I have a lot of time on my hands, waiting for Dave to get through his work day. I don't feel like hiding away in the basement room he rents – as nice as the people are who own the house (and they are super nice, the best kind of people actually), I feel I don't want to interfere with their day. So I find coffee shops with wi-fi and sunny spots to read my Kindle. The other day I fell asleep in the car at the Cold Lake Marina, the sun making me warm and drowsy, the view of a vast frozen expanse of white oddly pretty and comforting. I slept for a couple of hours, rousing every once in a while as a plane roared overhead.

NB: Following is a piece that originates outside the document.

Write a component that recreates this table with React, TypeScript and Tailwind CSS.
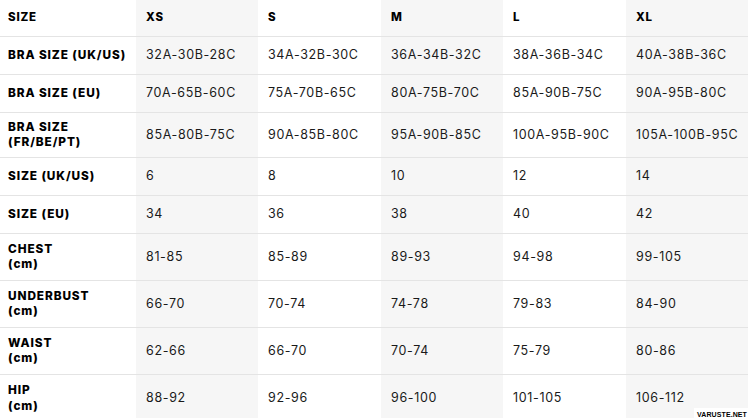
import React from "react";

const cols = [136, 122, 123, 122, 123, 122];

type Row = { label: string[]; values: string[]; h: number };

const header = ["XS", "S", "M", "L", "XL"];

const rows: Row[] = [
  { label: ["BRA SIZE (UK/US)"], values: ["32A-30B-28C", "34A-32B-30C", "36A-34B-32C", "38A-36B-34C", "40A-38B-36C"], h: 38 },
  { label: ["BRA SIZE (EU)"], values: ["70A-65B-60C", "75A-70B-65C", "80A-75B-70C", "85A-90B-75C", "90A-95B-80C"], h: 38 },
  { label: ["BRA SIZE", "(FR/BE/PT)"], values: ["85A-80B-75C", "90A-85B-80C", "95A-90B-85C", "100A-95B-90C", "105A-100B-95C"], h: 45 },
  { label: ["SIZE (UK/US)"], values: ["6", "8", "10", "12", "14"], h: 38 },
  { label: ["SIZE (EU)"], values: ["34", "36", "38", "40", "42"], h: 38 },
  { label: ["CHEST", "(cm)"], values: ["81-85", "85-89", "89-93", "94-98", "99-105"], h: 47 },
  { label: ["UNDERBUST", "(cm)"], values: ["66-70", "70-74", "74-78", "79-83", "84-90"], h: 47 },
  { label: ["WAIST", "(cm)"], values: ["62-66", "66-70", "70-74", "75-79", "80-86"], h: 47 },
  { label: ["HIP", "(cm)"], values: ["88-92", "92-96", "96-100", "101-105", "106-112"], h: 47 },
];

const font = { fontFamily: "Inter, 'Noto Sans', sans-serif" };

function Cell({ i, children, h, last }: { i: number; children: React.ReactNode; h: number; last?: boolean }) {
  const gray = i % 2 === 1;
  return (
    <div
      className={`flex items-center ${gray ? "bg-[#f6f6f6]" : "bg-white"} ${last ? "" : "border-b border-[#e4e4e4]"} ${i === 0 ? "pl-[8px]" : "pl-[10px]"}`}
      style={{ width: cols[i], height: h }}
    >
      {children}
    </div>
  );
}

export default function App() {
  return (
    <div className="relative w-[748px] h-[418px] overflow-hidden bg-white text-[#1a1a1a]" style={font}>
      <div className="flex">
        <Cell i={0} h={37}>
          <span className="text-[11.5px] font-extrabold tracking-[0.8px] text-black">SIZE</span>
        </Cell>
        {header.map((hd, k) => (
          <Cell key={hd} i={k + 1} h={37}>
            <span className="text-[11.5px] font-extrabold tracking-[0.8px] text-black">{hd}</span>
          </Cell>
        ))}
      </div>
      {rows.map((r, ri) => (
        <div className="flex" key={ri}>
          <Cell i={0} h={r.h} last={ri === rows.length - 1}>
            <div className="flex flex-col leading-[15.5px] text-[11.8px] font-extrabold tracking-[0.9px] text-black">
              {r.label.map((l, li) => (
                <span key={li} className="whitespace-nowrap">{l}</span>
              ))}
            </div>
          </Cell>
          {r.values.map((v, k) => (
            <Cell key={k} i={k + 1} h={r.h} last={ri === rows.length - 1}>
              <span className="text-[12.5px] tracking-[0.65px] whitespace-nowrap">{v}</span>
            </Cell>
          ))}
        </div>
      ))}
      <div
        className="absolute right-0 bottom-0 bg-white pl-[3px] pr-[1px] h-[10px] flex items-end text-[7px] font-bold leading-none tracking-[0.1px] text-black"
        style={{ fontFamily: "'Liberation Sans', Arial, sans-serif" }}
      >
        VARUSTE.NET
      </div>
    </div>
  );
}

So there are military people from the base and Filipino workers behind the tills, and there are also the oil field workers. Men. Tons of men, all of them with greasy hands and muddy boots, all of them a zillion miles from home. They are the tradesmen and the labourers who have left their homes behind to make ridiculous amounts of money working for the big oil companies. Many are in the oil field camps for five weeks at a time, cut off from the rest of the world; others rent rooms in Cold Lake and are bussed out to the fields for long, cold, dirty days. Every motel, every apartment or spare room, is filled with the men of the fields. When Dave and I move here early this summer we will rent out two rooms in our house to these men. Their rent will pay our mortgage. This is how it is done in Cold Lake. The houses are expensive but the well-moneyed men are lined up for a place to rest their heads at night.
There is money everywhere. Money, and pick-up trucks. Almost everyone drives 4X4 trucks and even though there are at least three car washes in Cold Lake, these trucks are covered in mud. Part of it is from being in the oil fields. Part of it is the crappy roads. Seriously, the roads are terrible here. Pot holes the size of ponds. Nobody complains about it, though. Nobody worries. They just ride their big expensive pick-em-ups over the bumps and mud puddles, and carry on.
People are friendly here. This is a good place, I can feel it.
And if spring never arrives in Cold Lake, so be it. I shall buy a new coat and learn to curl.